** Task brief **
In the material below, please retype the lines from the very first through the one with "import React from 'react';", exactly and without pictures.

** Recorded data **
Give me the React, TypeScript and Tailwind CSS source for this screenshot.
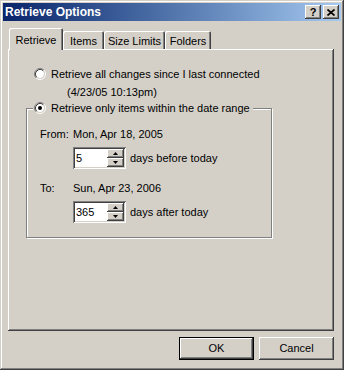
import React from 'react';

const raised = "shadow-[inset_-1px_-1px_#404040,inset_1px_1px_#fff,inset_-2px_-2px_#808080,inset_2px_2px_#d4d0c8]";
const sunken = "shadow-[inset_1px_1px_#808080,inset_-1px_-1px_#fff,inset_2px_2px_#404040,inset_-2px_-2px_#d4d0c8]";

function Radio({ checked }: { checked?: boolean }) {
    return (
        <svg width="12" height="12" viewBox="0 0 12 12" className="shrink-0">
            <circle cx="6" cy="6" r="4.2" fill="#fff" />
            <path d="M2.11 9.89 A5.5 5.5 0 0 1 9.89 2.11" fill="none" stroke="#808080" />
            <path d="M9.89 2.11 A5.5 5.5 0 0 1 2.11 9.89" fill="none" stroke="#fff" />
            <path d="M2.82 9.18 A4.5 4.5 0 0 1 9.18 2.82" fill="none" stroke="#404040" />
            <path d="M9.18 2.82 A4.5 4.5 0 0 1 2.82 9.18" fill="none" stroke="#d4d0c8" />
            {checked && <circle cx="6" cy="6" r="2" fill="#000" />}
        </svg>
    );
}

function Spin({ value }: { value: string }) {
    return (
        <div className={`w-[53px] h-[22px] bg-white p-[2px] flex ${sunken}`}>
            <span className="flex-1 pl-[1px] leading-[18px]">{value}</span>
            <div className="w-[17px] flex flex-col">
                <div className={`h-[9px] bg-[#d4d0c8] flex items-center justify-center ${raised}`}>
                    <svg width="5" height="3" viewBox="0 0 5 3"><path d="M2.5 0 L5 3 L0 3 Z" fill="#000" /></svg>
                </div>
                <div className={`h-[9px] bg-[#d4d0c8] flex items-center justify-center ${raised}`}>
                    <svg width="5" height="3" viewBox="0 0 5 3"><path d="M0 0 L5 0 L2.5 3 Z" fill="#000" /></svg>
                </div>
            </div>
        </div>
    );
}

export default function App() {
    const tabs = [
        { label: 'Retrieve', w: 'w-[54px]', active: true },
        { label: 'Items', w: 'w-[41px]' },
        { label: 'Size Limits', w: 'w-[61px]' },
        { label: 'Folders', w: 'w-[46px]' },
    ];

    return (
        <div className="w-[344px] h-[370px] bg-[#d4d0c8] p-[3px] flex flex-col font-['Liberation_Sans',Arial,sans-serif] text-[11px] text-black shadow-[inset_-1px_-1px_#404040,inset_1px_1px_#d4d0c8,inset_-2px_-2px_#808080,inset_2px_2px_#fff]">
            {/* title bar */}
            <div className="h-[18px] flex items-center pl-[2px] pr-[2px] bg-linear-to-r from-[#0a246a] to-[#a6caf0]">
                <span className="flex-1 text-white font-bold text-[12px] leading-[18px]">Retrieve Options</span>
                <div className={`w-[16px] h-[14px] bg-[#d4d0c8] flex items-center justify-center font-bold text-[11px] leading-none ${raised}`}>?</div>
                <div className={`ml-[2px] w-[16px] h-[14px] bg-[#d4d0c8] flex items-center justify-center ${raised}`}>
                    <svg width="8" height="7" viewBox="0 0 8 7">
                        <path d="M0.5 0.5 L7.5 6.5 M7.5 0.5 L0.5 6.5" stroke="#000" strokeWidth="1.7" />
                    </svg>
                </div>
            </div>

            {/* tabs */}
            <div className="mt-[7px] pl-[6px] h-[21px] flex items-end">
                {tabs.map((t) => (
                    <div
                        key={t.label}
                        className={`${t.w} flex items-center justify-center pt-[2px] bg-[#d4d0c8] rounded-t-[2px] shadow-[inset_1px_1px_#fff,inset_-1px_0_#404040,inset_-2px_0_#808080] ${t.active ? 'h-[22px] -mb-[1px] relative z-10' : 'h-[18px]'}`}
                    >
                        {t.label}
                    </div>
                ))}
            </div>

            {/* panel */}
            <div className={`ml-[5px] w-[326px] h-[282px] pl-[26px] pt-[18px] ${raised}`}>
                <div className="h-[14px] flex items-center">
                    <Radio />
                    <span className="ml-[5px]">Retrieve all changes since I last connected</span>
                </div>
                <div className="mt-[4px] h-[14px] leading-[14px] pl-[33px]">(4/23/05 10:13pm)</div>

                <div className="relative mt-[9px] -ml-[8px] w-[246px] h-[130px] border border-[#808080] shadow-[inset_1px_1px_#fff,1px_1px_#fff] pt-[18px] pl-[13px]">
                    <div className="absolute -top-[8px] left-[6px] h-[14px] flex items-center bg-[#d4d0c8] pl-[1px] pr-[3px]">
                        <Radio checked />
                        <span className="ml-[5px]">Retrieve only items within the date range</span>
                    </div>

                    <div className="h-[14px] flex items-center">
                        <span className="w-[33px]">From:</span>
                        <span>Mon, Apr 18, 2005</span>
                    </div>
                    <div className="mt-[6px] ml-[33px] flex items-center">
                        <Spin value="5" />
                        <span className="ml-[4px]">days before today</span>
                    </div>

                    <div className="mt-[12px] h-[14px] flex items-center">
                        <span className="w-[33px]">To:</span>
                        <span>Sun, Apr 23, 2006</span>
                    </div>
                    <div className="mt-[6px] ml-[33px] flex items-center">
                        <Spin value="365" />
                        <span className="ml-[4px]">days after today</span>
                    </div>
                </div>
            </div>

            {/* buttons */}
            <div className="mt-[6px] pr-[7px] flex justify-end gap-[5px]">
                <button className="w-[75px] h-[23px] border border-black bg-[#d4d0c8] shadow-[inset_-1px_-1px_#404040,inset_1px_1px_#fff,inset_-2px_-2px_#808080] flex items-center justify-center">
                    OK
                </button>
                <button className={`w-[75px] h-[23px] bg-[#d4d0c8] flex items-center justify-center ${raised}`}>
                    Cancel
                </button>
            </div>
        </div>
    );
}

** Solution **
Give me the React, TypeScript and Tailwind CSS source for this screenshot.
import React from 'react';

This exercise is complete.